* _PROVIDED MATERIAL_
'''

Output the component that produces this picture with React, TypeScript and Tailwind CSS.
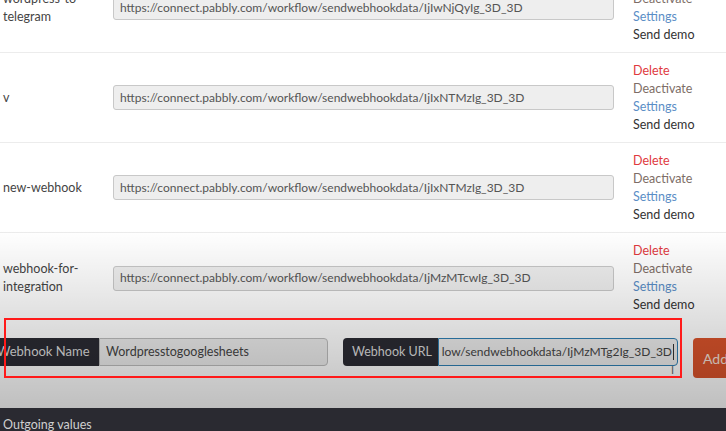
import React from 'react';

type Hook = {
  name: string[];
  url: string;
};

const hooks: Hook[] = [
  { name: ['wordpress-to', 'telegram'], url: 'https://connect.pabbly.com/workflow/sendwebhookdata/IjIwNjQyIg_3D_3D' },
  { name: ['v'], url: 'https://connect.pabbly.com/workflow/sendwebhookdata/IjIxNTMzIg_3D_3D' },
  { name: ['new-webhook'], url: 'https://connect.pabbly.com/workflow/sendwebhookdata/IjIxNTMzIg_3D_3D' },
  { name: ['webhook-for-', 'integration'], url: 'https://connect.pabbly.com/workflow/sendwebhookdata/IjMzMTcwIg_3D_3D' },
];

const HookRow = ({ hook, last }: { hook: Hook; last: boolean }) => (
  <div className={`flex h-[90px] items-center ${last ? '' : 'border-b border-[#ececec]'}`}>
    <div className="w-[113px] shrink-0 pl-[3px] text-[12.5px] leading-[18px] text-[#444]">
      {hook.name.map((line) => (
        <div key={line}>{line}</div>
      ))}
    </div>
    <div className="flex h-[25px] w-[501px] shrink-0 items-center rounded-[3px] border border-[#c8c8c8] bg-[#eeeeee] px-[6px] text-[12px] whitespace-nowrap text-[#555]">
      {hook.url}
    </div>
    <div className="ml-[19px] flex shrink-0 flex-col text-[12.5px] leading-[18px] whitespace-nowrap">
      <span className="text-[#e0393e]">Delete</span>
      <span className="text-[#7d6d66]">Deactivate</span>
      <span className="text-[#5b8ec6]">Settings</span>
      <span className="text-[#333]">Send demo</span>
    </div>
  </div>
);

export default function App() {
  return (
    <div className="relative h-[431px] w-[726px] overflow-hidden bg-white font-['Lato',sans-serif]">
      {/* webhook list */}
      <div className="-mt-[37px]">
        {hooks.map((hook, i) => (
          <HookRow key={i} hook={hook} last={i === hooks.length - 1} />
        ))}
      </div>

      {/* add form */}
      <div className="mt-[15px] -ml-[8px] flex h-[40px] items-start whitespace-nowrap">
        <div className="flex h-[28px] w-[107px] shrink-0 items-center rounded-l-[4px] bg-[#2b2b33] pl-[5px] text-[13px] text-[#dcdcdc]">
          Webhook Name
        </div>
        <div className="flex h-[28px] w-[229px] shrink-0 items-center rounded-r-[4px] border border-[#bdbdbd] bg-[#ececec] px-[6px] text-[12.5px] text-[#444]">
          Wordpresstogooglesheets
        </div>
        <div className="ml-[15px] flex h-[28px] w-[95px] shrink-0 items-center rounded-l-[4px] bg-[#2b2b33] pl-[9px] text-[12.5px] text-[#dcdcdc]">
          Webhook URL
        </div>
        <div className="flex h-[28px] w-[240px] shrink-0 items-center justify-end overflow-hidden rounded-r-[4px] border border-[#2f7fb3] bg-[#ececec] pr-[3px] text-[12px] text-[#444]">
          <span>low/sendwebhookdata/IjMzMTg2Ig_3D_3D</span>
          <span className="ml-[1px] h-[16px] w-px shrink-0 bg-[#333]" />
        </div>
        <div className="ml-[15px] flex h-[40px] shrink-0 items-center rounded-[4px] bg-[#d9532b] pl-[10px] pr-[14px] text-[14px] text-[#f3e0d8]">
          Add
        </div>
      </div>

      {/* bottom bar */}
      <div className="mt-[30px] h-[40px] bg-[#2a2a31] pl-[3px] pt-[8px] text-[12.5px] text-[#cfcfcf]">Outgoing values</div>

      {/* screen vignette */}
      <div className="pointer-events-none absolute inset-x-0 top-[230px] h-[178px] bg-gradient-to-b from-transparent to-black/25" />

      {/* annotation box */}
      <div className="pointer-events-none absolute left-[4px] top-[318px] h-[60px] w-[678px] border-2 border-[#ff1a1a]" />

      {/* text cursor */}
      <span className="pointer-events-none absolute left-[671px] top-[364px] text-[11px] leading-none text-[#555]">I</span>
    </div>
  );
}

'''

* _WHAT TO DO_
Set down the material above as is, without any pictures.

* _EXERCISE RESULT_
Output the component that produces this picture with React, TypeScript and Tailwind CSS.
import React from 'react';

type Hook = {
  name: string[];
  url: string;
};

const hooks: Hook[] = [
  { name: ['wordpress-to', 'telegram'], url: 'https://connect.pabbly.com/workflow/sendwebhookdata/IjIwNjQyIg_3D_3D' },
  { name: ['v'], url: 'https://connect.pabbly.com/workflow/sendwebhookdata/IjIxNTMzIg_3D_3D' },
  { name: ['new-webhook'], url: 'https://connect.pabbly.com/workflow/sendwebhookdata/IjIxNTMzIg_3D_3D' },
  { name: ['webhook-for-', 'integration'], url: 'https://connect.pabbly.com/workflow/sendwebhookdata/IjMzMTcwIg_3D_3D' },
];

const HookRow = ({ hook, last }: { hook: Hook; last: boolean }) => (
  <div className={`flex h-[90px] items-center ${last ? '' : 'border-b border-[#ececec]'}`}>
    <div className="w-[113px] shrink-0 pl-[3px] text-[12.5px] leading-[18px] text-[#444]">
      {hook.name.map((line) => (
        <div key={line}>{line}</div>
      ))}
    </div>
    <div className="flex h-[25px] w-[501px] shrink-0 items-center rounded-[3px] border border-[#c8c8c8] bg-[#eeeeee] px-[6px] text-[12px] whitespace-nowrap text-[#555]">
      {hook.url}
    </div>
    <div className="ml-[19px] flex shrink-0 flex-col text-[12.5px] leading-[18px] whitespace-nowrap">
      <span className="text-[#e0393e]">Delete</span>
      <span className="text-[#7d6d66]">Deactivate</span>
      <span className="text-[#5b8ec6]">Settings</span>
      <span className="text-[#333]">Send demo</span>
    </div>
  </div>
);

export default function App() {
  return (
    <div className="relative h-[431px] w-[726px] overflow-hidden bg-white font-['Lato',sans-serif]">
      {/* webhook list */}
      <div className="-mt-[37px]">
        {hooks.map((hook, i) => (
          <HookRow key={i} hook={hook} last={i === hooks.length - 1} />
        ))}
      </div>

      {/* add form */}
      <div className="mt-[15px] -ml-[8px] flex h-[40px] items-start whitespace-nowrap">
        <div className="flex h-[28px] w-[107px] shrink-0 items-center rounded-l-[4px] bg-[#2b2b33] pl-[5px] text-[13px] text-[#dcdcdc]">
          Webhook Name
        </div>
        <div className="flex h-[28px] w-[229px] shrink-0 items-center rounded-r-[4px] border border-[#bdbdbd] bg-[#ececec] px-[6px] text-[12.5px] text-[#444]">
          Wordpresstogooglesheets
        </div>
        <div className="ml-[15px] flex h-[28px] w-[95px] shrink-0 items-center rounded-l-[4px] bg-[#2b2b33] pl-[9px] text-[12.5px] text-[#dcdcdc]">
          Webhook URL
        </div>
        <div className="flex h-[28px] w-[240px] shrink-0 items-center justify-end overflow-hidden rounded-r-[4px] border border-[#2f7fb3] bg-[#ececec] pr-[3px] text-[12px] text-[#444]">
          <span>low/sendwebhookdata/IjMzMTg2Ig_3D_3D</span>
          <span className="ml-[1px] h-[16px] w-px shrink-0 bg-[#333]" />
        </div>
        <div className="ml-[15px] flex h-[40px] shrink-0 items-center rounded-[4px] bg-[#d9532b] pl-[10px] pr-[14px] text-[14px] text-[#f3e0d8]">
          Add
        </div>
      </div>

      {/* bottom bar */}
      <div className="mt-[30px] h-[40px] bg-[#2a2a31] pl-[3px] pt-[8px] text-[12.5px] text-[#cfcfcf]">Outgoing values</div>

      {/* screen vignette */}
      <div className="pointer-events-none absolute inset-x-0 top-[230px] h-[178px] bg-gradient-to-b from-transparent to-black/25" />

      {/* annotation box */}
      <div className="pointer-events-none absolute left-[4px] top-[318px] h-[60px] w-[678px] border-2 border-[#ff1a1a]" />

      {/* text cursor */}
      <span className="pointer-events-none absolute left-[671px] top-[364px] text-[11px] leading-none text-[#555]">I</span>
    </div>
  );
}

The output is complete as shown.